La propia Lucinda Torre en cierta manera, forma parte de este grupo, ya que posee vínculos familiares con los despedidos de la Duro, y eso se nota. Vivió de cerca todo el conflicto, todos sus momentos de profundo dramatismo y no exentos de ejemplos de heroicidad. Durante cuatro años almacenó información visual, textos, entrevistas y tantos elementos con el fin de contar una historia, la suya, que nadie se engañe, que aunque no satisfaga a todo el mundo, está planteada en clave de cuento con moralina. Es un cuento de corte casi medieval, de David contra Goliath, donde se prodigan los héroes y las maldades a los que son sometidos de manera continuada. Donde se prodigan valores como justicia y solidaridad con ejemplos reales y comprobables puestos a prueba, y resistiendo.

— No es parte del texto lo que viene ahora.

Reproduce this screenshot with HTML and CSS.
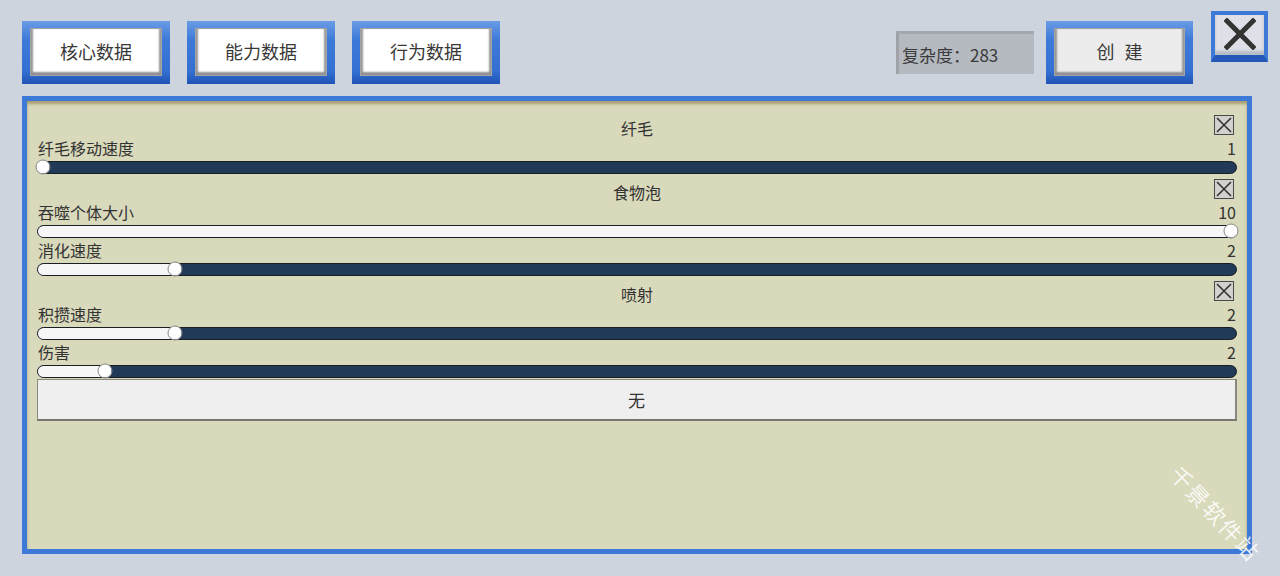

Cierto es que en la larga cadena de maldad, inoperancia, desfachatez y desvergüenza hubo muchos más de los que están, y hasta alguna mala, de las de cine negro, sonoramente ausente. Cierto es que el final feliz de la historia, aquello de la readmisión de los trabajadores, tuvo sus matices que no se ajustan fielmente a la historia cinematográfica. Pero cierto es también que eso tan importante que se denomina la identificación del espectador, se realiza con quien se debe.
Siete minutos. Cuando se encendieron las luces del Teatro Jovellanos ese fue el tiempo que el público asistente estuvo aplaudiendo la la directora que, acompañada de prácticamente todo su equipo de producción, estuvo en la sala para recibir lo que tocase.